Ukerewe is is incredibly rustic and beautiful. There are few cars and most people get about by bicycle, shops and rental places of which line every street. In between are tiny dukas selling cigarettes, soda, eggs and packets of Foam washing powder. Chips mayai stands are everywhere as are small “hotelis” or “mama atilie”, local places to buy the aforementioned fish and ugali. Lots of people come here to take bicycle trips around the island, to see the museums, waterfalls and stunning views. My friend Elly has set up his own tourist service in Ukerewe, offering fishing trips, bicycle trips, boat trips and other cultural experiences, so he’s helping me and some friends whilst we’re here.

So this evening, whilst sipping my hot milk, I’m also nursing an aching butt and am somewhat crispy after a day’s bike ride to see the baboon forest and other parts of the island. Whilst planning this, I’d remembered rather fondly how much I’d loved my little bluebird bike and how I used to spend hours bombing round the neighbourhood with my mates for days on end. “Five hour round trip you say?

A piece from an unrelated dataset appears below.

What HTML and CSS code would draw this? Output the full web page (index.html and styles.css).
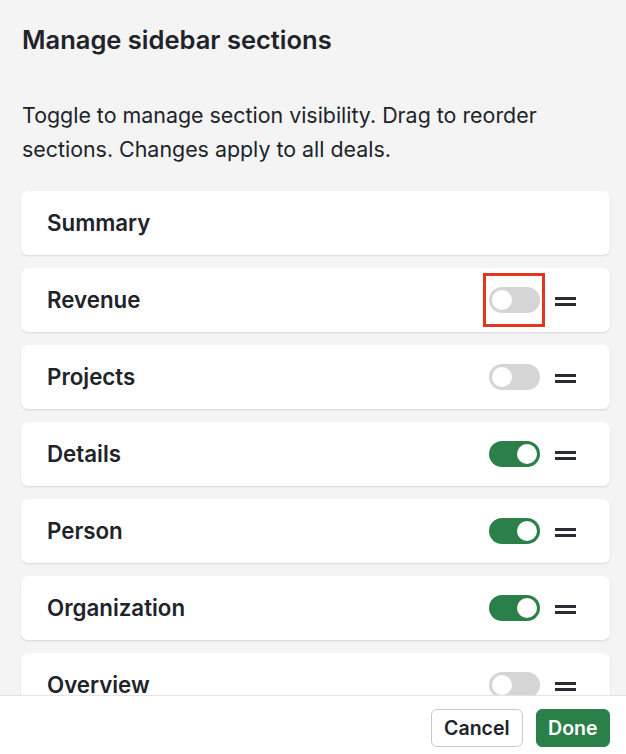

No problem…”

The bike ride was beautiful, off the main road, through tiny villages and forests of unfamiliar vegetation, past suicidal goats and children carrying heavy loads on their heads, always with beautiful views of the lake to the right. But goodness, it was an incredibly hot day. Somehow the inability to buy water in the bush had failed to be mentioned or lost in translation so we ended up begging people for an orange or three from their tree. Incredibly sour they nevertheless managed to keep us going as we biked round, trying to maintain our balance on the dirt tracks and avoid the lemming nature of the goats as we headed for the baboon forest.

Once we arrived we left the bikes with a local villager and headed up a hill to scout for troops of baboons. During our explorations we met the Bibi Lucia and her grandson Harry. She had positioned herself on a flat piece of rock, such a big part of the Mwanza landscape, jutting out, a platform for working with the most incredible view. She was beating (kuponda) cassava to make the ugali flour and whilst I didn’t envy her her work, I couldn’t help but admire the beauty of her workplace.

Sadly that day the search for baboons proved all but fruitless. The troops have been feasting on local crops so the villagers have been retaliating by killing them, decimating the population. Whilst we were there we saw only three or four and those were not the bold, brave baboons I had seen in the Serengeti but understandably shy and reticent to have a picture taken.

The whole trip was incredibly lovely but later that evening I remembered that, in the days of my bluebird, I was ten and not prone to the almost arthritic pains and aches that followed my day’s exertion, not to mention the lovely ruddy red colour my arms and face had gone.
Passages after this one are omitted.